Marsbasen is a learning game aimed at high schools, which is specifically developed to teach C-level physics curriculum. In the learning game, students take on the role of a team of pioneers, who are sent to Mars to establish a base. Naturally, this involves a series of scientific challenges, which means that the students must acquire new knowledge, and put that knowledge to good use.
The project has two prongs, as it consists of both research and development.
Marsbasen is framed by an interactive and partially digital story. Teaching takes place both digitally, in the classroom and doing experiments in the lab. The students experience the game as a progressive story, which they are able to influence. Meanwhile, the goal is to learn physics at C-level.
In terms of research, the project involves researchers from IND and from Niels Bohr Institute, as well as teachers and students from Greve Gymnasium, Københavns Åbne Gymnasium and Tørring Gymnasium.

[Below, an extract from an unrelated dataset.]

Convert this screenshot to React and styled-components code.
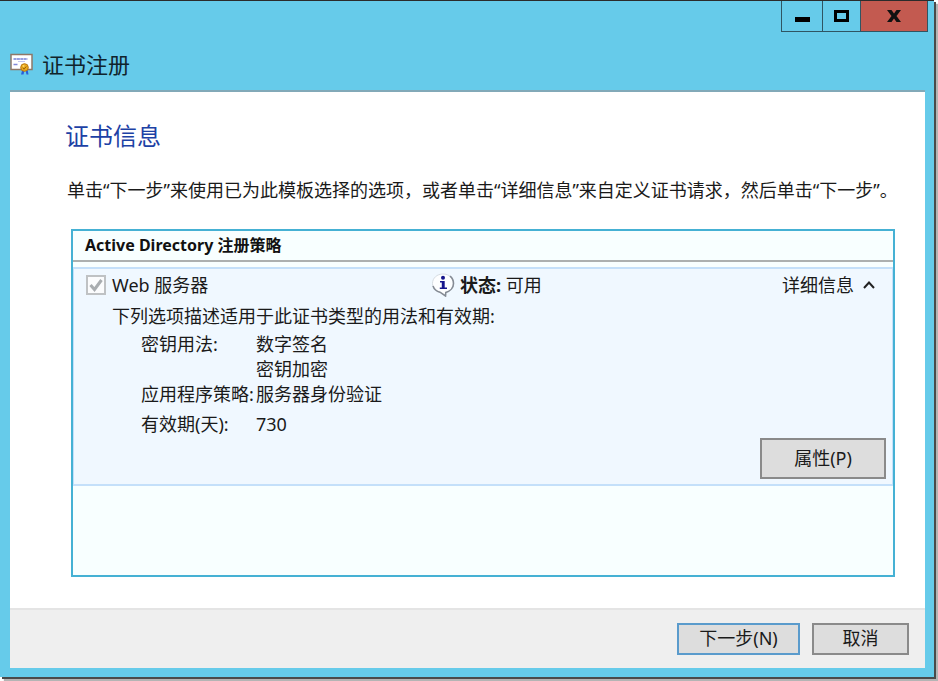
import React, { useState } from "react";
import styled, { createGlobalStyle } from "styled-components";

const GlobalStyle = createGlobalStyle`
  * { box-sizing: border-box; }
  body {
    margin: 0;
    background: #ffffff;
    color: #1a1a1a;
    font-family: "Noto Sans", "Noto Sans CJK SC", sans-serif;
    font-size: 18px;
    line-height: 24px;
  }
  button, input { font: inherit; color: inherit; margin: 0; }
`;

const Desktop = styled.div`
  display: flex;
  min-height: 100vh;
  padding: 0 4px 4px 0;
`;

const Window = styled.main`
  flex: 1;
  display: flex;
  flex-direction: column;
  min-width: 0;
  border-top: 1px solid #2b2b2b;
  background: #66cbea;
  padding: 0 9px 9px 10px;
  box-shadow: 2px 2px 0 #4a4a4a, 4px 4px 1px #b4b4b4;
`;

const TitleBar = styled.header`
  display: flex;
  justify-content: space-between;
  align-items: flex-start;
  height: 89px;
  margin-right: -3px;
`;

const Title = styled.h1`
  display: flex;
  align-items: center;
  gap: 9px;
  margin: 47px 0 0;
  font-size: 22px;
  font-weight: 400;
  line-height: 32px;
  color: #10242c;
`;

const WindowControls = styled.div`
  display: flex;
`;

const ControlButton = styled.button`
  display: grid;
  place-items: center;
  width: ${(p) => p.$width}px;
  height: 31px;
  padding: 0;
  border: 1px solid #2f5563;
  border-top: 0;
  border-right-width: ${(p) => (p.$close ? "1px" : "0")};
  background: ${(p) => (p.$close ? "#c35a50" : "transparent")};
`;

const Panel = styled.section`
  flex: 1;
  display: flex;
  flex-direction: column;
  border-top: 2px solid #82a9b8;
  background: #ffffff;
`;

const Content = styled.div`
  flex: 1;
  display: flex;
  flex-direction: column;
  padding: 28px 30px 31px 61px;
`;

const Heading = styled.h2`
  margin: 0 0 26px -6px;
  font-size: 24px;
  font-weight: 400;
  line-height: 32px;
  color: #1d41a5;
`;

const Instruction = styled.p`
  margin: 0 -24px 27px -4px;
`;

const TemplateList = styled.div`
  flex: 1;
  border: 2px solid #45b1d4;
  background: #f8ffff;
`;

const PolicyName = styled.h3`
  margin: 0 0 5px;
  padding: 2px 12px 3px;
  border-bottom: 2px solid #acb0b0;
  font-size: 16px;
  line-height: 24px;
  color: #111111;
`;

const Template = styled.section`
  display: flex;
  flex-direction: column;
  padding: 4px 6px 5px;
  border: 2px solid #c4e0fa;
  border-left-width: 1px;
  border-right-width: 1px;
  background: #f0f8ff;
`;

const Summary = styled.div`
  display: grid;
  grid-template-columns: 345px 1fr auto;
  align-items: center;
  padding: 0 10px 0 6px;
`;

const CheckLabel = styled.label`
  display: flex;
  align-items: center;
  gap: 6px;
`;

const CheckMark = styled.span`
  display: grid;
  place-items: center;
  > * { grid-area: 1 / 1; }
`;

const CheckBox = styled.input`
  appearance: none;
  width: 20px;
  height: 20px;
  border: 2px solid #bfc2c4;
  background: #fbfcfd;
`;

const Status = styled.div`
  display: flex;
  align-items: center;
  gap: 5px;
`;

const DetailsToggle = styled.button`
  display: flex;
  align-items: center;
  gap: 8px;
  padding: 0;
  border: 0;
  background: none;
`;

const Description = styled.p`
  margin: 7px 0 4px 32px;
`;

const Usage = styled.dl`
  display: grid;
  grid-template-columns: 115px 1fr;
  row-gap: 1px;
  margin: 0 0 2px 61px;
`;

const Term = styled.dt`
  white-space: nowrap;
  padding-top: ${(p) => (p.$spaced ? 5 : 0)}px;
`;

const Value = styled.dd`
  margin: 0;
  padding-top: ${(p) => (p.$spaced ? 5 : 0)}px;
`;

const ValueLine = styled.span`
  display: block;
  & + & { margin-top: 1px; }
`;

const PushButton = styled.button`
  min-width: ${(p) => p.$width}px;
  height: ${(p) => (p.$tall ? 41 : 32)}px;
  padding: 0 10px 2px;
  border: 2px solid ${(p) => (p.$primary ? "#5a9bcc" : "#8a8a8a")};
  background: #dddddd;
  line-height: 24px;
`;

const TemplateActions = styled.div`
  display: flex;
  justify-content: flex-end;
`;

const Footer = styled.footer`
  display: flex;
  justify-content: flex-end;
  gap: 12px;
  padding: 13px 16px 13px;
  border-top: 2px solid #e4e4e4;
  background: #efefef;
`;

const CertificateIcon = () => (
  <svg width="23" height="22" viewBox="0 0 23 22" aria-hidden="true">
    <rect x="1" y="1.500" width="21" height="15" fill="#fff" stroke="#8f7868" strokeWidth="1.500" />
    <path d="M3.500 6h14" stroke="#7780d8" strokeWidth="1.500" strokeDasharray="3 .4" />
    <path d="M8 8.500h7" stroke="#c3c6ef" />
    <path d="M3.500 11.500h4" stroke="#8088d8" strokeWidth="1.500" />
    <path d="M12.500 16l-1.500 5.500h2.500l1-4zM15.500 17l1 4.500h2l-1-5.500z" fill="#2760dc" />
    <circle cx="14.500" cy="14.500" r="3.800" fill="#e9a91c" stroke="#bb7810" />
    <path d="M12.800 14.700l1.200 1.500 2.300-2.700" fill="none" stroke="#9a6208" />
    <circle cx="13.500" cy="13" r="1" fill="#ffd966" />
  </svg>
);

const InfoIcon = () => (
  <svg width="24" height="24" viewBox="0 0 24 24" aria-hidden="true">
    <path d="M12 1C6 1 1.500 5 1.500 10.500c0 4 3 7.500 7.500 8.700L14.500 23l.3-3.600c4.500-1.200 7.700-4.700 7.700-8.900C22.500 5 18 1 12 1z" fill="#fdfeff" stroke="#d7dde3" />
    <path d="M2 13c1.200 3.500 4 5.500 7 6.200L14.500 23l.3-3.600c4.500-1.200 7.700-4.700 7.700-8.900 0-3-1.200-5.500-3.500-7.300" fill="none" stroke="#858b94" strokeWidth="1.600" />
    <circle cx="12" cy="4.800" r="2" fill="#15158c" />
    <path d="M9 8h4.700v6.500H16V16H8.800v-1.500h2V9.500H9z" fill="#15158c" />
  </svg>
);

export default function App() {
  const [open, setOpen] = useState(true);
  return (
    <>
      <GlobalStyle />
      <Desktop>
        <Window>
          <TitleBar>
            <Title>
              <CertificateIcon />
              证书注册
            </Title>
            <WindowControls>
              <ControlButton $width={41} aria-label="最小化">
                <svg width="15" height="14" aria-hidden="true">
                  <rect y="8" width="15" height="5" fill="#000" />
                </svg>
              </ControlButton>
              <ControlButton $width={38} aria-label="最大化">
                <svg width="15" height="12" aria-hidden="true">
                  <rect x="1.500" y="1.500" width="12" height="9" fill="none" stroke="#000" strokeWidth="3" />
                </svg>
              </ControlButton>
              <ControlButton $width={68} $close aria-label="关闭">
                <svg width="14" height="12" aria-hidden="true">
                  <path d="M0 0h4.500L7 3.500 9.500 0H14L9.500 6 14 12H9.500L7 8.500 4.500 12H0l4.500-6z" fill="#111" />
                </svg>
              </ControlButton>
            </WindowControls>
          </TitleBar>
          <Panel>
            <Content>
              <Heading>证书信息</Heading>
              <Instruction>
                单击“下一步”来使用已为此模板选择的选项，或者单击“详细信息”来自定义证书请求，然后单击“下一步”。
              </Instruction>
              <TemplateList>
                <PolicyName>Active Directory 注册策略</PolicyName>
                <Template>
                  <Summary>
                    <CheckLabel>
                      <CheckMark>
                        <CheckBox type="checkbox" checked disabled readOnly />
                        <svg width="14" height="14" aria-hidden="true">
                          <path d="M1.500 7l4 4.500L12.500 2" fill="none" stroke="#a9adb0" strokeWidth="3" />
                        </svg>
                      </CheckMark>
                      Web 服务器
                    </CheckLabel>
                    <Status>
                      <InfoIcon />
                      <span>
                        <strong>状态:</strong> 可用
                      </span>
                    </Status>
                    <DetailsToggle aria-expanded={open} onClick={() => setOpen(!open)}>
                      详细信息
                      <svg width="14" height="10" aria-hidden="true">
                        <path d={open ? "M2 8l5-5.500L12 8" : "M2 2.500L7 8l5-5.500"} fill="none" stroke="#222" strokeWidth="2" />
                      </svg>
                    </DetailsToggle>
                  </Summary>
                  {open && (
                    <>
                      <Description>下列选项描述适用于此证书类型的用法和有效期:</Description>
                      <Usage>
                        <Term>密钥用法:</Term>
                        <Value>
                          <ValueLine>数字签名</ValueLine>
                          <ValueLine>密钥加密</ValueLine>
                        </Value>
                        <Term>应用程序策略:</Term>
                        <Value>服务器身份验证</Value>
                        <Term $spaced>有效期(天):</Term>
                        <Value $spaced>730</Value>
                      </Usage>
                      <TemplateActions>
                        <PushButton $width={126} $tall>属性(P)</PushButton>
                      </TemplateActions>
                    </>
                  )}
                </Template>
              </TemplateList>
            </Content>
            <Footer>
              <PushButton $width={123} $primary>下一步(N)</PushButton>
              <PushButton $width={97}>取消</PushButton>
            </Footer>
          </Panel>
        </Window>
      </Desktop>
    </>
  );
}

There has long been a general tendency among high school students that they experience a lack of motivation for learning physics - even though recent reports indicate that students in Danish high schools can choose and be happy with science lines (see Engineer the Future (in Danish)). Research indicates that some of the explanation may be that students have difficulty discerning the relevance of the subject (see also the SCOPE project). The lack of motivation may severely influence the students’ skills and competencies in relation to the natural sciences.
In Marsbasen, we understand physics competency as the student’s ability and will to take action, alone or with others, that draws upon a physics oriented ability to question, have knowledge, skills, strategies and meta knowledge which enables them to create meaning and autonomy and exercise co-determination in the relevant life contexts. (Modified from Dolin, Krogh og Troelsen 2003). In other words, we are fusing the concepts of Bildung and competencies (see also Dolin 2020).
The purpose with Marsbasen is to motivate those students who are not already keen on the subject of physics, so that they become more competent within the framework of physics C. In the game, the students must use physics skills and knowledge to assess and solve practical challenges and problems in connection with the base on Mars. That way, through their participation in the learning game, abstract physics concepts and laws are made concrete to and by the students.
In the Marsbasen project, we define learning games as interactive and engaging student activities with specifically designed rules, frameworks and feedback, which is employed while teaching in order to obtain the goals of the core curriculum. The use of games and game elements in conjunction with education is relatively new. The specific approach which we use in Marsbasen is called scenario didactic, as the narrative context can be described as a scenario (see also Hanghøj et al, 2017).
This learning game format has a number of potential advantages: Like other educational formats that allow for active students, it enables students to become active learners, rather than being resigned to a position of listening/waiting, such as is seen in traditional teacher focused learning situations. Also, the game creates a possibility for students to experience theory being used in practical situations and in a narrative context, and thereby they are given a unique insight into physics and the relevance of the subject.
The learning game places the physics education in an authentic context, and helps students set concrete goals. The students are working autonomously with formulating solutions and drawing conclusions from data that can be utilised further into the game. The teacher’s role is that of a guide and project manager, and to help transfer the learning from the game to a real world context outside the framework of the game.
Yes and no. One of the goals of the project is that high school teachers should be able to employ this material in their courses without necessarily changing the way they organise experiments, practical work or presentation of new material. On the other hand, Marsbasen offers a number of teaching activities which are intended as motivating and engaging for the students, as well as the possibility to get involved with the story about the base on Mars.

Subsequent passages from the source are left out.